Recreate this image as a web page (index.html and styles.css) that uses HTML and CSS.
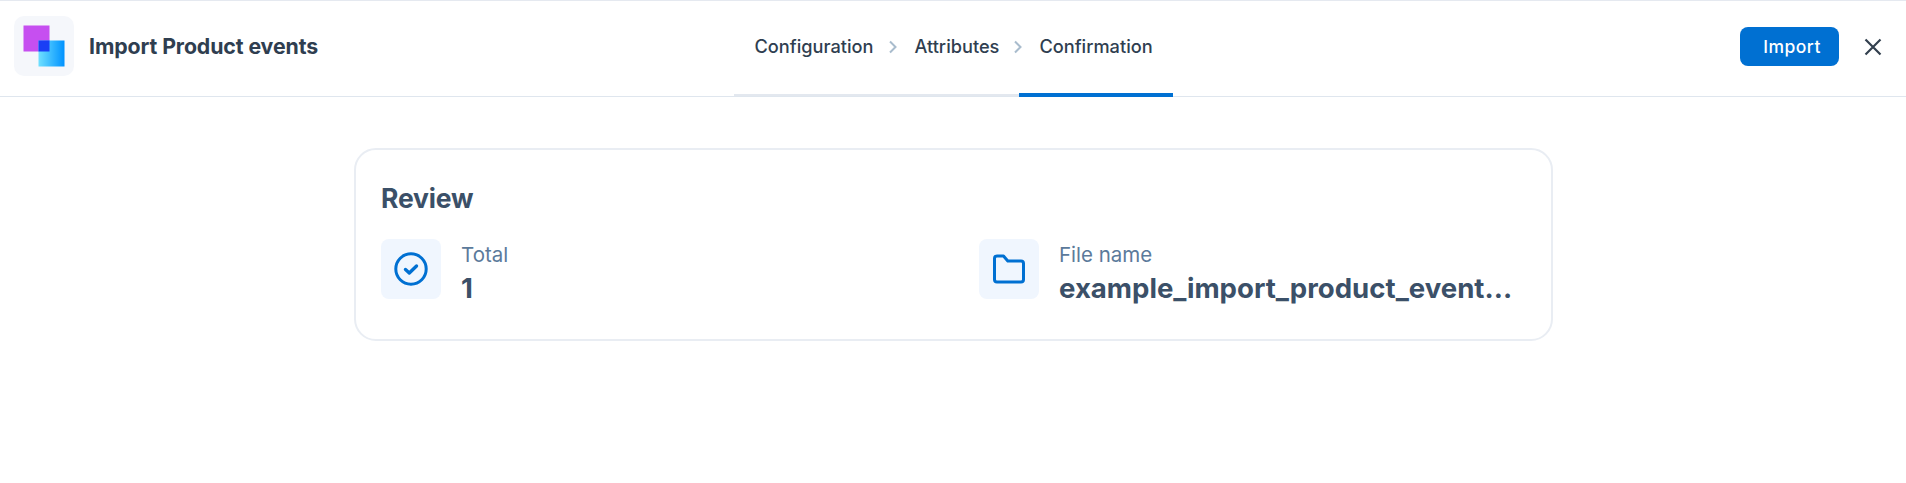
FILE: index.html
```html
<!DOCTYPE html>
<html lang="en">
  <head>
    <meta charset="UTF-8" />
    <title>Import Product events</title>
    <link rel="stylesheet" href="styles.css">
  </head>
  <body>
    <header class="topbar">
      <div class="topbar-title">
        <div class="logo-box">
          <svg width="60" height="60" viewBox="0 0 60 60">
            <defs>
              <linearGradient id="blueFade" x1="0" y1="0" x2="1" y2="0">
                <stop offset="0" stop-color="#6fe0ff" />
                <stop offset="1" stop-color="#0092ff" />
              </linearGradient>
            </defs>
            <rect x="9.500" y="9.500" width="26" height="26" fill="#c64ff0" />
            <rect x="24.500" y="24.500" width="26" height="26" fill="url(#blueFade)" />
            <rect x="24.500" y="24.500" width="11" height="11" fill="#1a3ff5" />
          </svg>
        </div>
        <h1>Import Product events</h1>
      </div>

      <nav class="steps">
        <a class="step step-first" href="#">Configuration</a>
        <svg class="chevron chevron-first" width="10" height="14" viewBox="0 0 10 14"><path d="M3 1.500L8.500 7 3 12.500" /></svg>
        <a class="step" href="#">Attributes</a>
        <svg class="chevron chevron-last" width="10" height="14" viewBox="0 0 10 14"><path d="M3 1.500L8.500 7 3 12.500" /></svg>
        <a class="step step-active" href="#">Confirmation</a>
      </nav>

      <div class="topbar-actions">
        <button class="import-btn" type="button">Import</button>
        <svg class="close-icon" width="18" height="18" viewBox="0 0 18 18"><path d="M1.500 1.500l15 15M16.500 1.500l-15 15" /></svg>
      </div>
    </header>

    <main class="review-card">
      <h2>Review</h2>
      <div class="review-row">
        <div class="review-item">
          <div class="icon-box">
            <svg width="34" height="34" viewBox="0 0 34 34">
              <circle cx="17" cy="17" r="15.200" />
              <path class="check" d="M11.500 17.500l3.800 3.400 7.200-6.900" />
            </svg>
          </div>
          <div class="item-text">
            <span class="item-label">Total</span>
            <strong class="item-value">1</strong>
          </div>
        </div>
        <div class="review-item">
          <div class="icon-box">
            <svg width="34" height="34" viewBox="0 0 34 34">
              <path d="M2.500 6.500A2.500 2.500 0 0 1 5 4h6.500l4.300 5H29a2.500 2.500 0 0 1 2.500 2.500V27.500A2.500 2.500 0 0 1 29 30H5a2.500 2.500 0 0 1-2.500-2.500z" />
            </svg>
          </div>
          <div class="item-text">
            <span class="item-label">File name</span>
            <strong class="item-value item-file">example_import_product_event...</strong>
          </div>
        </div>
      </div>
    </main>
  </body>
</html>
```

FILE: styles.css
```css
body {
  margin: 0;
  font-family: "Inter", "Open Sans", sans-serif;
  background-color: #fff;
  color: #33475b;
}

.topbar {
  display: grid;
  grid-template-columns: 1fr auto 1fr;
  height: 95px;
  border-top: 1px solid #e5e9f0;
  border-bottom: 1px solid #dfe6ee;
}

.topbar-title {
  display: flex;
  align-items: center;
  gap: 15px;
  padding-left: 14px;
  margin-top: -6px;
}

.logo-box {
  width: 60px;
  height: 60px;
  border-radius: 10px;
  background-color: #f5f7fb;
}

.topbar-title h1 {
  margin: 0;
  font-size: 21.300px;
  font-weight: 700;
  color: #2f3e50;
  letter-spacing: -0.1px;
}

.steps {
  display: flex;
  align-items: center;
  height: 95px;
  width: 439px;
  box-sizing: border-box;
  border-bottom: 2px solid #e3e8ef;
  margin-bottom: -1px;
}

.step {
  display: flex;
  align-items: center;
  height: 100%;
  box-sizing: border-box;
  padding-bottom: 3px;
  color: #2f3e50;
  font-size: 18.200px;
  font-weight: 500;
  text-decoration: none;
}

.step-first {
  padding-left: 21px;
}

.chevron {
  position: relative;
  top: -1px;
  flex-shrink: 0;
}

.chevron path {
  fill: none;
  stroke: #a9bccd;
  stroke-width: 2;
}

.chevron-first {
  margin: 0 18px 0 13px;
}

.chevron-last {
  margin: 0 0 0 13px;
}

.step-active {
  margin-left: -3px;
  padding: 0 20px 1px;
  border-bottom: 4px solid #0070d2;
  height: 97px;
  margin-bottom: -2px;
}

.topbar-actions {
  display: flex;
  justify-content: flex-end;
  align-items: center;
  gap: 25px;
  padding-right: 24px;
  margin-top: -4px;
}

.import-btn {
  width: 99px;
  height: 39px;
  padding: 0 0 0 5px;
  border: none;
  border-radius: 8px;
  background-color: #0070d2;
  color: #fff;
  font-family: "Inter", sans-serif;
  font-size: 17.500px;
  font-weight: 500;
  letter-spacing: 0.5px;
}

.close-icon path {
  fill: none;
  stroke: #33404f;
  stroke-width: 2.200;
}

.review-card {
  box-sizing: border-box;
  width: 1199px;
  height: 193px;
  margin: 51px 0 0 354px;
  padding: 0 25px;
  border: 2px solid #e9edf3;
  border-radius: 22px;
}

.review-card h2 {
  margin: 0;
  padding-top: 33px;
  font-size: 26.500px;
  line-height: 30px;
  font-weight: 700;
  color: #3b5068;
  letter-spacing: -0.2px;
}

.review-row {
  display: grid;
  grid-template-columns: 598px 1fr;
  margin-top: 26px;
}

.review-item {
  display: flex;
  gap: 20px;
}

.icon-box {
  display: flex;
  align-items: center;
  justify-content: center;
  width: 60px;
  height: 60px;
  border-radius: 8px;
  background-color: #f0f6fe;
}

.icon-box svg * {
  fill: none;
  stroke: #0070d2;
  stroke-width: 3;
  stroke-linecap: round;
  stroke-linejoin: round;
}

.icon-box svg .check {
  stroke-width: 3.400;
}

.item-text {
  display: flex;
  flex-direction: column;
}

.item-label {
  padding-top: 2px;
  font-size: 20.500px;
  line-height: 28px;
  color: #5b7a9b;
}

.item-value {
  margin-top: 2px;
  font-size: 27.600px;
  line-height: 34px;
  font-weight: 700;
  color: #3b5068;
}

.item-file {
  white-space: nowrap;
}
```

## Exercise requirements
Leave the images out and output the remaining material exactly as it stands.

## Correct answer
Recreate this image as a web page (index.html and styles.css) that uses HTML and CSS.
FILE: index.html
```html
<!DOCTYPE html>
<html lang="en">
  <head>
    <meta charset="UTF-8" />
    <title>Import Product events</title>
    <link rel="stylesheet" href="styles.css">
  </head>
  <body>
    <header class="topbar">
      <div class="topbar-title">
        <div class="logo-box">
          <svg width="60" height="60" viewBox="0 0 60 60">
            <defs>
              <linearGradient id="blueFade" x1="0" y1="0" x2="1" y2="0">
                <stop offset="0" stop-color="#6fe0ff" />
                <stop offset="1" stop-color="#0092ff" />
              </linearGradient>
            </defs>
            <rect x="9.500" y="9.500" width="26" height="26" fill="#c64ff0" />
            <rect x="24.500" y="24.500" width="26" height="26" fill="url(#blueFade)" />
            <rect x="24.500" y="24.500" width="11" height="11" fill="#1a3ff5" />
          </svg>
        </div>
        <h1>Import Product events</h1>
      </div>

      <nav class="steps">
        <a class="step step-first" href="#">Configuration</a>
        <svg class="chevron chevron-first" width="10" height="14" viewBox="0 0 10 14"><path d="M3 1.500L8.500 7 3 12.500" /></svg>
        <a class="step" href="#">Attributes</a>
        <svg class="chevron chevron-last" width="10" height="14" viewBox="0 0 10 14"><path d="M3 1.500L8.500 7 3 12.500" /></svg>
        <a class="step step-active" href="#">Confirmation</a>
      </nav>

      <div class="topbar-actions">
        <button class="import-btn" type="button">Import</button>
        <svg class="close-icon" width="18" height="18" viewBox="0 0 18 18"><path d="M1.500 1.500l15 15M16.500 1.500l-15 15" /></svg>
      </div>
    </header>

    <main class="review-card">
      <h2>Review</h2>
      <div class="review-row">
        <div class="review-item">
          <div class="icon-box">
            <svg width="34" height="34" viewBox="0 0 34 34">
              <circle cx="17" cy="17" r="15.200" />
              <path class="check" d="M11.500 17.500l3.800 3.400 7.200-6.900" />
            </svg>
          </div>
          <div class="item-text">
            <span class="item-label">Total</span>
            <strong class="item-value">1</strong>
          </div>
        </div>
        <div class="review-item">
          <div class="icon-box">
            <svg width="34" height="34" viewBox="0 0 34 34">
              <path d="M2.500 6.500A2.500 2.500 0 0 1 5 4h6.500l4.300 5H29a2.500 2.500 0 0 1 2.500 2.500V27.500A2.500 2.500 0 0 1 29 30H5a2.500 2.500 0 0 1-2.500-2.500z" />
            </svg>
          </div>
          <div class="item-text">
            <span class="item-label">File name</span>
            <strong class="item-value item-file">example_import_product_event...</strong>
          </div>
        </div>
      </div>
    </main>
  </body>
</html>
```

FILE: styles.css
```css
body {
  margin: 0;
  font-family: "Inter", "Open Sans", sans-serif;
  background-color: #fff;
  color: #33475b;
}

.topbar {
  display: grid;
  grid-template-columns: 1fr auto 1fr;
  height: 95px;
  border-top: 1px solid #e5e9f0;
  border-bottom: 1px solid #dfe6ee;
}

.topbar-title {
  display: flex;
  align-items: center;
  gap: 15px;
  padding-left: 14px;
  margin-top: -6px;
}

.logo-box {
  width: 60px;
  height: 60px;
  border-radius: 10px;
  background-color: #f5f7fb;
}

.topbar-title h1 {
  margin: 0;
  font-size: 21.300px;
  font-weight: 700;
  color: #2f3e50;
  letter-spacing: -0.1px;
}

.steps {
  display: flex;
  align-items: center;
  height: 95px;
  width: 439px;
  box-sizing: border-box;
  border-bottom: 2px solid #e3e8ef;
  margin-bottom: -1px;
}

.step {
  display: flex;
  align-items: center;
  height: 100%;
  box-sizing: border-box;
  padding-bottom: 3px;
  color: #2f3e50;
  font-size: 18.200px;
  font-weight: 500;
  text-decoration: none;
}

.step-first {
  padding-left: 21px;
}

.chevron {
  position: relative;
  top: -1px;
  flex-shrink: 0;
}

.chevron path {
  fill: none;
  stroke: #a9bccd;
  stroke-width: 2;
}

.chevron-first {
  margin: 0 18px 0 13px;
}

.chevron-last {
  margin: 0 0 0 13px;
}

.step-active {
  margin-left: -3px;
  padding: 0 20px 1px;
  border-bottom: 4px solid #0070d2;
  height: 97px;
  margin-bottom: -2px;
}

.topbar-actions {
  display: flex;
  justify-content: flex-end;
  align-items: center;
  gap: 25px;
  padding-right: 24px;
  margin-top: -4px;
}

.import-btn {
  width: 99px;
  height: 39px;
  padding: 0 0 0 5px;
  border: none;
  border-radius: 8px;
  background-color: #0070d2;
  color: #fff;
  font-family: "Inter", sans-serif;
  font-size: 17.500px;
  font-weight: 500;
  letter-spacing: 0.5px;
}

.close-icon path {
  fill: none;
  stroke: #33404f;
  stroke-width: 2.200;
}

.review-card {
  box-sizing: border-box;
  width: 1199px;
  height: 193px;
  margin: 51px 0 0 354px;
  padding: 0 25px;
  border: 2px solid #e9edf3;
  border-radius: 22px;
}

.review-card h2 {
  margin: 0;
  padding-top: 33px;
  font-size: 26.500px;
  line-height: 30px;
  font-weight: 700;
  color: #3b5068;
  letter-spacing: -0.2px;
}

.review-row {
  display: grid;
  grid-template-columns: 598px 1fr;
  margin-top: 26px;
}

.review-item {
  display: flex;
  gap: 20px;
}

.icon-box {
  display: flex;
  align-items: center;
  justify-content: center;
  width: 60px;
  height: 60px;
  border-radius: 8px;
  background-color: #f0f6fe;
}

.icon-box svg * {
  fill: none;
  stroke: #0070d2;
  stroke-width: 3;
  stroke-linecap: round;
  stroke-linejoin: round;
}

.icon-box svg .check {
  stroke-width: 3.400;
}

.item-text {
  display: flex;
  flex-direction: column;
}

.item-label {
  padding-top: 2px;
  font-size: 20.500px;
  line-height: 28px;
  color: #5b7a9b;
}

.item-value {
  margin-top: 2px;
  font-size: 27.600px;
  line-height: 34px;
  font-weight: 700;
  color: #3b5068;
}

.item-file {
  white-space: nowrap;
}
```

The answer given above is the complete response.